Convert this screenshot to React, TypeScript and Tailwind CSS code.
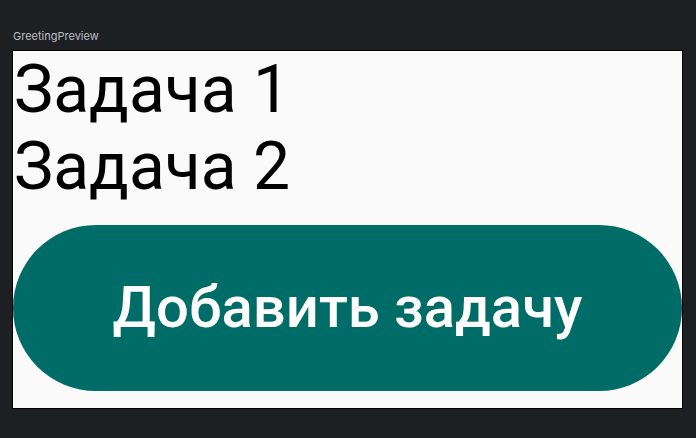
export default function App() {
    return (
        <div className='w-[696px] h-[438px] bg-[#1e1f22] overflow-hidden' style={{fontFamily: "Roboto, sans-serif"}}>
            <div className='pl-[13px] pt-[30px] h-[50px] text-[11px] leading-[13px] text-[#bcbec4]'
                 style={{fontFamily: "Inter, sans-serif"}}>
                GreetingPreview
            </div>
            <div className='ml-[12px] w-[671px] h-[359px] border border-black bg-[#fafafa] flex flex-col'>
                <p className='text-[66px] leading-[77px] text-black pl-[1px]'>Задача 1</p>
                <p className='text-[66px] leading-[77px] text-black pl-[1px]'>Задача 2</p>
                <button
                    className='mt-[20px] h-[166px] w-full rounded-full bg-[#006c67] text-white text-[58px] font-medium flex items-center justify-center pb-[2px]'>
                    Добавить задачу
                </button>
            </div>
        </div>
    );
}
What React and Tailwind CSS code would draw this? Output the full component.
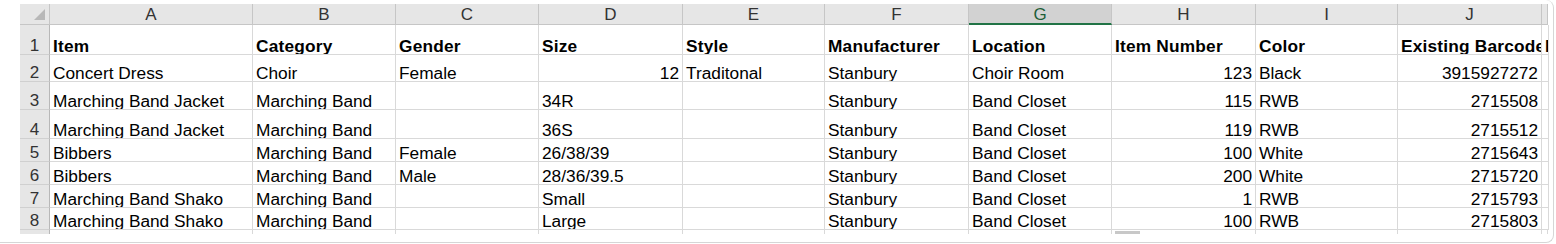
import React from "react"

const cols = ["A", "B", "C", "D", "E", "F", "G", "H", "I", "J", "K"]

// r = right aligned (numbers)
const rows = [
    [["Item"], ["Category"], ["Gender"], ["Size"], ["Style"], ["Manufacturer"], ["Location"], ["Item Number"], ["Color"], ["Existing Barcode"], ["N"]],
    [["Concert Dress"], ["Choir"], ["Female"], ["12", "r"], ["Traditonal"], ["Stanbury"], ["Choir Room"], ["123", "r"], ["Black"], ["3915927272", "r"], [""]],
    [["Marching Band Jacket"], ["Marching Band"], [""], ["34R"], [""], ["Stanbury"], ["Band Closet"], ["115", "r"], ["RWB"], ["2715508", "r"], [""]],
    [["Marching Band Jacket"], ["Marching Band"], [""], ["36S"], [""], ["Stanbury"], ["Band Closet"], ["119", "r"], ["RWB"], ["2715512", "r"], [""]],
    [["Bibbers"], ["Marching Band"], ["Female"], ["26/38/39"], [""], ["Stanbury"], ["Band Closet"], ["100", "r"], ["White"], ["2715643", "r"], [""]],
    [["Bibbers"], ["Marching Band"], ["Male"], ["28/36/39.5"], [""], ["Stanbury"], ["Band Closet"], ["200", "r"], ["White"], ["2715720", "r"], [""]],
    [["Marching Band Shako"], ["Marching Band"], [""], ["Small"], [""], ["Stanbury"], ["Band Closet"], ["1", "r"], ["RWB"], ["2715793", "r"], [""]],
    [["Marching Band Shako"], ["Marching Band"], [""], ["Large"], [""], ["Stanbury"], ["Band Closet"], ["100", "r"], ["RWB"], ["2715803", "r"], [""]],
]

function Corner() {
    return (
        <div className="relative bg-[#e6e6e6] border-r border-b border-[#c6c6c6]">
            <svg className="absolute right-[4px] bottom-[4px]" width="11" height="11" viewBox="0 0 11 11">
                <polygon points="11,0 11,11 0,11" fill="#b8b8b8" />
            </svg>
        </div>
    )
}

function ColHead({ letter }) {
    if (letter === "G") {
        return (
            <div className="flex items-center justify-center bg-[#d2d2d2] border-r border-[#c6c6c6] border-b-2 border-b-[#217346] text-[#1e5e38] text-[17px] leading-none pt-[1px]">
                {letter}
            </div>
        )
    }
    return (
        <div className="flex items-center justify-center bg-[#e6e6e6] border-r border-b border-[#c6c6c6] text-[#333] text-[17px] leading-none overflow-hidden">
            {letter === "K" ? "" : letter}
        </div>
    )
}

function RowHead({ n }) {
    return (
        <div className="flex items-end justify-center bg-[#e6e6e6] border-r border-r-[#b8b8b8] border-b border-b-[#d0d0d0] text-[#333] text-[17px] leading-[16px]">
            {n}
        </div>
    )
}

function Cell({ value, align, bold }) {
    return (
        <div
            className={
                "flex items-end overflow-hidden whitespace-nowrap bg-white border-r border-b border-[#d9d9d9] px-[3px] text-black text-[17.3px] leading-[16px] " +
                (align === "r" ? "justify-end " : "justify-start ") +
                (bold ? "font-bold tracking-[0.2px]" : "")
            }
        >
            {value}
        </div>
    )
}

export default function App() {
    return (
        <div className="relative w-[1554px] h-[243px] bg-white border-r border-b border-[#d6d6d6] rounded-br-[8px] rounded-tr-[8px] overflow-hidden pt-[4px] pl-[20px]" style={{ fontFamily: '"Liberation Sans", Arial, sans-serif' }}>
            <div className="grid grid-cols-[30px_203px_143px_143px_144px_142px_144px_143px_144px_142px_144px_6px] grid-rows-[21px_30px_27px_28px_29px_23px_23px_23px_22px_4px] w-[1528px]">
                <Corner />
                {cols.map(c => <ColHead key={c} letter={c} />)}

                {rows.map((row, i) => (
                    <React.Fragment key={i}>
                        <RowHead n={i + 1} />
                        {row.map((cell, j) => (
                            <Cell key={j} value={cell[0]} align={cell[1]} bold={i === 0} />
                        ))}
                    </React.Fragment>
                ))}

                <div className="bg-[#e6e6e6] border-r border-[#b8b8b8]" />
                {cols.map(c => <div key={c} className="bg-white border-r border-[#d9d9d9]" />)}
            </div>
            <div className="absolute left-[1115px] top-[231px] w-[25px] h-[3px] bg-[#c8c8c8]" />
        </div>
    )
}
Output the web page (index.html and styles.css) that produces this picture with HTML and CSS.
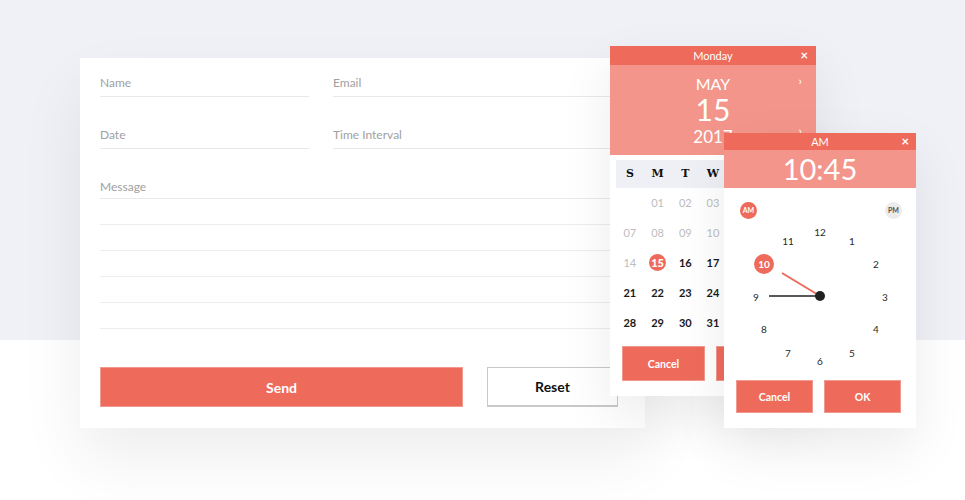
FILE: index.html
```html
<!DOCTYPE html>
<html>
<head>
<meta charset="utf-8">
<link rel="stylesheet" href="styles.css">
</head>
<body>
<div class="stage">
  <form class="card">
    <div class="grid">
      <div class="field f1"><span>Name</span></div>
      <div class="field f1"><span>Email</span></div>
      <div class="field f2"><span>Date</span></div>
      <div class="field f2"><span>Time Interval</span></div>
    </div>
    <div class="field f3"><span>Message</span></div>
    <div class="line"></div>
    <div class="line"></div>
    <div class="line"></div>
    <div class="line"></div>
    <div class="line"></div>
    <div class="actions">
      <button type="button" class="btn-send">Send</button>
      <button type="button" class="btn-reset">Reset</button>
    </div>
  </form>

  <div class="calendar">
    <div class="pop-head">Monday<span class="close">×</span></div>
    <div class="cal-top">
      <div class="month">MAY</div>
      <div class="day">15</div>
      <div class="year">2017</div>
      <span class="chev chev1">›</span>
      <span class="chev chev2">›</span>
    </div>
    <div class="cal-body">
      <div class="dow"><span>S</span><span>M</span><span>T</span><span>W</span><span>T</span><span>F</span><span>S</span></div>
      <div class="week"><span></span><span class="mute">01</span><span class="mute">02</span><span class="mute">03</span><span class="mute">04</span><span class="mute">05</span><span class="mute">06</span></div>
      <div class="week"><span class="mute">07</span><span class="mute">08</span><span class="mute">09</span><span class="mute">10</span><span class="mute">11</span><span class="mute">12</span><span class="mute">13</span></div>
      <div class="week"><span class="mute">14</span><span><b class="sel">15</b></span><span>16</span><span>17</span><span>18</span><span>19</span><span>20</span></div>
      <div class="week"><span>21</span><span>22</span><span>23</span><span>24</span><span>25</span><span>26</span><span>27</span></div>
      <div class="week"><span>28</span><span>29</span><span>30</span><span>31</span><span></span><span></span><span></span></div>
      <div class="pop-actions cal-actions">
        <button type="button">Cancel</button>
        <button type="button">OK</button>
      </div>
    </div>
  </div>

  <div class="timer">
    <div class="pop-head">AM<span class="close">×</span></div>
    <div class="time-top">10:45</div>
    <div class="clock">
      <span class="ampm am">AM</span>
      <span class="ampm pm">PM</span>
      <svg class="hands" width="192" height="192" viewBox="0 0 192 192">
        <line x1="45" y1="108" x2="96" y2="108" stroke="#222" stroke-width="1.5"/>
        <line x1="58" y1="85" x2="96" y2="108" stroke="#ee6b5b" stroke-width="2"/>
        <circle cx="96" cy="108" r="5" fill="#222"/>
      </svg>
      <span class="num" style="left:96px;top:44px">12</span>
      <span class="num" style="left:128px;top:53px">1</span>
      <span class="num" style="left:152px;top:76px">2</span>
      <span class="num" style="left:161px;top:109px">3</span>
      <span class="num" style="left:152px;top:141px">4</span>
      <span class="num" style="left:128px;top:165px">5</span>
      <span class="num" style="left:96px;top:173px">6</span>
      <span class="num" style="left:64px;top:165px">7</span>
      <span class="num" style="left:40px;top:141px">8</span>
      <span class="num" style="left:32px;top:109px">9</span>
      <span class="num sel10" style="left:40px;top:76px">10</span>
      <span class="num" style="left:64px;top:53px">11</span>
    </div>
    <div class="pop-actions time-actions">
      <button type="button">Cancel</button>
      <button type="button">OK</button>
    </div>
  </div>
</div>
</body>
</html>
```
FILE: styles.css
```css
* { box-sizing: border-box; }
html, body { margin: 0; padding: 0; }
body {
  width: 965px;
  height: 500px;
  overflow: hidden;
  font-family: Lato, "Open Sans", sans-serif;
  background: linear-gradient(#f0f1f6 0, #f0f1f6 340px, #ffffff 340px);
}
.stage {
  position: relative;
  width: 965px;
  height: 500px;
  padding-top: 58px;
  padding-left: 80px;
}
.card {
  width: 565px;
  height: 370px;
  background: #fff;
  padding: 0 20px 0 20px;
  box-shadow: 0 30px 60px rgba(0,0,0,0.07);
}
.grid {
  display: grid;
  grid-template-columns: 209px 1fr;
  column-gap: 24px;
}
.field {
  display: flex;
  align-items: flex-end;
  border-bottom: 1px solid #e9e9ec;
  font-size: 12px;
  color: #a0a0a0;
  padding-bottom: 6px;
}
.f1 { height: 39px; }
.f2 { height: 52px; }
.f3 { height: 50px; padding-bottom: 4px; }
.line {
  height: 26px;
  border-bottom: 1.5px solid #ececef;
}
.actions {
  display: flex;
  gap: 24px;
  margin-top: 38px;
}
.actions button {
  height: 40px;
  font-family: Lato, sans-serif;
  font-weight: 700;
  font-size: 14px;
  cursor: pointer;
}
.btn-send {
  width: 363px;
  background: #ee6b5b;
  color: #fff;
  border: 1px solid #f19a90;
}
.btn-reset {
  width: 131px;
  background: #fff;
  color: #111;
  border: 1px solid #c9c9c9;
  border-bottom-width: 2px;
}

/* popups */
.calendar, .timer {
  position: absolute;
  background: #fff;
  box-shadow: 0 20px 50px rgba(0,0,0,0.08);
}
.pop-head {
  position: relative;
  background: #ee6b5b;
  color: #fff;
  font-size: 11px;
  text-align: center;
}
.close {
  position: absolute;
  right: 7px;
  top: 0;
  font-size: 13px;
  font-weight: 700;
}
.calendar {
  left: 610px;
  top: 46px;
  width: 206px;
  height: 350px;
}
.calendar .pop-head { height: 19px; line-height: 19px; }
.calendar .close { right: 8px; }
.cal-top {
  position: relative;
  height: 90px;
  background: #f3958a;
  color: #fff;
  text-align: center;
  padding-top: 10px;
}
.month { font-size: 16px; line-height: 18px; }
.day { font-size: 30px; line-height: 30px; margin-top: 1px; }
.year { font-size: 17px; line-height: 18px; margin-top: 4px; }
.chev {
  position: absolute;
  right: 14px;
  font-size: 12px;
  line-height: 12px;
}
.chev1 { top: 10px; }
.chev2 { top: 60px; }
.cal-body { padding: 5px 6px 0 6px; }
.dow, .week {
  display: grid;
  grid-template-columns: repeat(7, 1fr);
  text-align: center;
}
.dow {
  height: 28px;
  line-height: 28px;
  background: #eef0f5;
  font-family: "DejaVu Serif", serif;
  font-weight: 700;
  font-size: 11px;
  color: #111;
}
.week {
  height: 30px;
  line-height: 30px;
  font-size: 11px;
  font-weight: 700;
  color: #1a1a1a;
}
.week .mute { color: #bdbdbd; font-weight: 400; }
.sel {
  display: inline-block;
  width: 17px;
  height: 17px;
  line-height: 17px;
  border-radius: 50%;
  background: #ee6b5b;
  color: #fff;
}
.pop-actions {
  display: flex;
}
.pop-actions button {
  background: #ee6b5b;
  color: #fff;
  border: 1px solid #f19a90;
  font-family: Lato, sans-serif;
  font-weight: 700;
  font-size: 10.5px;
}
.cal-actions {
  gap: 11px;
  padding: 8px 6px 0 6px;
}
.cal-actions button { width: 83px; height: 35px; }

.timer {
  left: 724px;
  top: 133px;
  width: 192px;
  height: 295px;
}
.timer .pop-head { height: 17px; line-height: 17px; }
.time-top {
  height: 38px;
  line-height: 38px;
  background: #f3958a;
  color: #fff;
  font-size: 29px;
  text-align: center;
}
.clock {
  position: relative;
  height: 192px;
}
.hands { position: absolute; left: 0; top: 0; }
.ampm {
  position: absolute;
  top: 14px;
  width: 17px;
  height: 17px;
  line-height: 17px;
  border-radius: 50%;
  font-size: 7px;
  font-weight: 700;
  text-align: center;
}
.am { left: 16px; background: #ee6b5b; color: #fff; }
.pm { left: 161px; background: #ececec; color: #555; }
.num {
  position: absolute;
  transform: translate(-50%, -50%);
  font-size: 10px;
  color: #2a2a2a;
  line-height: 12px;
}
.sel10 {
  width: 20px;
  height: 20px;
  line-height: 20px;
  border-radius: 50%;
  background: #ee6b5b;
  color: #fff;
  text-align: center;
  font-weight: 700;
}
.time-actions {
  gap: 11px;
  padding: 0 12px;
}
.time-actions button { width: 77px; height: 33px; }
```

==========

Required work:
Where a line contains "React", copy that line.

Task result:
Convert this screenshot to React, TypeScript and Tailwind CSS code.
What React and Tailwind CSS code would draw this? Output the full component.
import React from "react"
                    <React.Fragment key={i}>
                    </React.Fragment>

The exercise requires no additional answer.